(Interface markup and scripts)
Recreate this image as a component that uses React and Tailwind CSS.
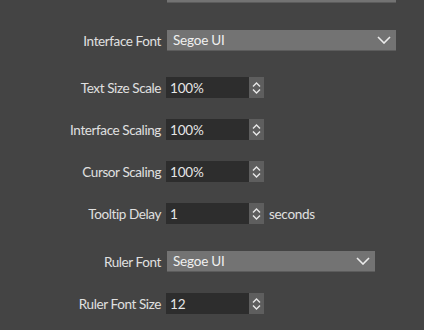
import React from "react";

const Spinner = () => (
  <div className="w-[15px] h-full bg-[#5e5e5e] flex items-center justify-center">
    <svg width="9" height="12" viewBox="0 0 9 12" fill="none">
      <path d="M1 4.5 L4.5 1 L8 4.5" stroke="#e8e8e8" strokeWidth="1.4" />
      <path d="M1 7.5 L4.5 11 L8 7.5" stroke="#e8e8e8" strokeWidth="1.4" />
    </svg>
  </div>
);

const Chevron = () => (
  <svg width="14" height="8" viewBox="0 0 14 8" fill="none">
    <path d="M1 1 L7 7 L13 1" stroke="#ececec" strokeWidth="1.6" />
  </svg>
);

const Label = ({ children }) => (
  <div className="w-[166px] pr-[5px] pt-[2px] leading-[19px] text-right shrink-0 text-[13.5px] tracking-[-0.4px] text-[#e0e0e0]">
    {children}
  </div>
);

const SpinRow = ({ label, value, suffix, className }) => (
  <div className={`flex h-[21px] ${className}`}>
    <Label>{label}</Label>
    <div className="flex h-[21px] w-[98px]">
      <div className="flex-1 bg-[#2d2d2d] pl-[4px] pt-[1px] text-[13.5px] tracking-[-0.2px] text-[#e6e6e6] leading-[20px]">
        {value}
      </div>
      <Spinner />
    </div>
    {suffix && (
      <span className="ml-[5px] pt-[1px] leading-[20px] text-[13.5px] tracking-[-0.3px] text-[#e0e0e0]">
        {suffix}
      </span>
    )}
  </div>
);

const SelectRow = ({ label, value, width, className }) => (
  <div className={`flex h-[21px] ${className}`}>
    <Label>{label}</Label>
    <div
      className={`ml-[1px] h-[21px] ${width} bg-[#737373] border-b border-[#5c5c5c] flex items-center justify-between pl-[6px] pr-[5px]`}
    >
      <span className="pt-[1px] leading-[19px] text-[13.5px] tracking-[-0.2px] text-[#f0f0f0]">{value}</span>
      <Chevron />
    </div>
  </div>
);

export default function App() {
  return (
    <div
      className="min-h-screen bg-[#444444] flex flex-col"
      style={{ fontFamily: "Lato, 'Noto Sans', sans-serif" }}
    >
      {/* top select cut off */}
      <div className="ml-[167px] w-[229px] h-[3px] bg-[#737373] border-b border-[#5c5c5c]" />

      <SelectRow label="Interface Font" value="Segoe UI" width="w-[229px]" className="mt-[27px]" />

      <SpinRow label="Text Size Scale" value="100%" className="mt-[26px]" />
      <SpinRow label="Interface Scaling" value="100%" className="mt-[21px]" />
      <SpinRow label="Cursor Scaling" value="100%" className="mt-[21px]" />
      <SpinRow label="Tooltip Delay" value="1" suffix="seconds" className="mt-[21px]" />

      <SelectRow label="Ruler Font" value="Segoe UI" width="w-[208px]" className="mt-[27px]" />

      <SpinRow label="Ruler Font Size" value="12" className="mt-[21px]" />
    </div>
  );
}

---

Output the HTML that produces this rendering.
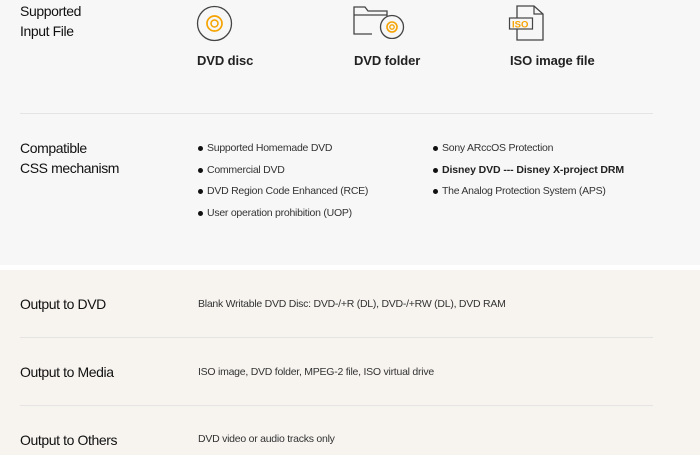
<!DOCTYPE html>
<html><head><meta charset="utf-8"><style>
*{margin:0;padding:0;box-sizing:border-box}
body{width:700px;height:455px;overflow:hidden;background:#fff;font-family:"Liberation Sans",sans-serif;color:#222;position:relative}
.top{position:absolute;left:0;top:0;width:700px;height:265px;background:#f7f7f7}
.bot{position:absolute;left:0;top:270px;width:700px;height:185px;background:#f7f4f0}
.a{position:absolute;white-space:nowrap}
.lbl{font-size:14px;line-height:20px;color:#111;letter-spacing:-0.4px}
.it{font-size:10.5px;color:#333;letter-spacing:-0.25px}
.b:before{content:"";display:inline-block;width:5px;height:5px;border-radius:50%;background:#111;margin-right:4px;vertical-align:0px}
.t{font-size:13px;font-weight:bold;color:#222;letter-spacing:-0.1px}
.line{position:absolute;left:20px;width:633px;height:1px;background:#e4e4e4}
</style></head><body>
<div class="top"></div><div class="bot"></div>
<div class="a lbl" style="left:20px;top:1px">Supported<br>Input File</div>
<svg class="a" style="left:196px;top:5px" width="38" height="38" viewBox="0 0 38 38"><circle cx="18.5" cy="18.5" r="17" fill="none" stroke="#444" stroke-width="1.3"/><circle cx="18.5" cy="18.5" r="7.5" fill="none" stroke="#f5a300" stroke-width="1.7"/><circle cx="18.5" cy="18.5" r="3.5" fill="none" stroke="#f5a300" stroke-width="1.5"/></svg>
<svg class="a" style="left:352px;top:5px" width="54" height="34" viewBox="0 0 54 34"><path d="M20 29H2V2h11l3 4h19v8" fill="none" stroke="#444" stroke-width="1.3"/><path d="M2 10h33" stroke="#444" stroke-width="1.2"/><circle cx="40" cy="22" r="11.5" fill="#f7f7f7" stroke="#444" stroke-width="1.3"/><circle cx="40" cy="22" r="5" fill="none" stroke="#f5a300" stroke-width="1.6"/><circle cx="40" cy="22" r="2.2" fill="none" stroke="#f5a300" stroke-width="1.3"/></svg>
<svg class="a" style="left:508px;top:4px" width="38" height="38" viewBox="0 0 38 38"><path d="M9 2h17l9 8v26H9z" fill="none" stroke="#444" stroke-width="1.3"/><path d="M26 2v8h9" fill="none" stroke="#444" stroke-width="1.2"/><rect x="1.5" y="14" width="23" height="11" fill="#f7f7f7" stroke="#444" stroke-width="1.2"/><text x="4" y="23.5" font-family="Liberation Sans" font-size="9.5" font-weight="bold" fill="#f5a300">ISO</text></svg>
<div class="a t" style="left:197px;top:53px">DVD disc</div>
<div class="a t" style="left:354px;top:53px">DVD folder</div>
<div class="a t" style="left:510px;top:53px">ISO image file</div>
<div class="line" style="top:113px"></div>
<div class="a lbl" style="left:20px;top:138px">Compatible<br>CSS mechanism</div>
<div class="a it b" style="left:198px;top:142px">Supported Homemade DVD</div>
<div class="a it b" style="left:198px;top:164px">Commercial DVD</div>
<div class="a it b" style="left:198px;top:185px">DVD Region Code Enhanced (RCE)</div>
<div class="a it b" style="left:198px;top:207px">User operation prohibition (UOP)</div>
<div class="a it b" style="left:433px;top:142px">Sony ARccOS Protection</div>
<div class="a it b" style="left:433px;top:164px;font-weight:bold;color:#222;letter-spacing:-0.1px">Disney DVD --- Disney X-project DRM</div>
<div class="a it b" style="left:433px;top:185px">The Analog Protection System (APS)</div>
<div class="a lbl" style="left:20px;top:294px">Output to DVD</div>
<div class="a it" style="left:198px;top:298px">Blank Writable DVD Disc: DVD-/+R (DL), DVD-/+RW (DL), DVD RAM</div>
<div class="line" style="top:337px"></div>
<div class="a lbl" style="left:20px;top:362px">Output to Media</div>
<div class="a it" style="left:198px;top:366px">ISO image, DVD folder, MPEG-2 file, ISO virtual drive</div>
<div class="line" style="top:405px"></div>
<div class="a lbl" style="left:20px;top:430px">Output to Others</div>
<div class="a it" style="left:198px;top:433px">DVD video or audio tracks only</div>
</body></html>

TASK STATEMENT:
In the listing above, find the line containing "Recreate this image" and the line containing "import React from". Print those two lines and every line between them exactly, with no pictures.

FULL RESPONSE:
Recreate this image as a component that uses React and Tailwind CSS.
import React from "react";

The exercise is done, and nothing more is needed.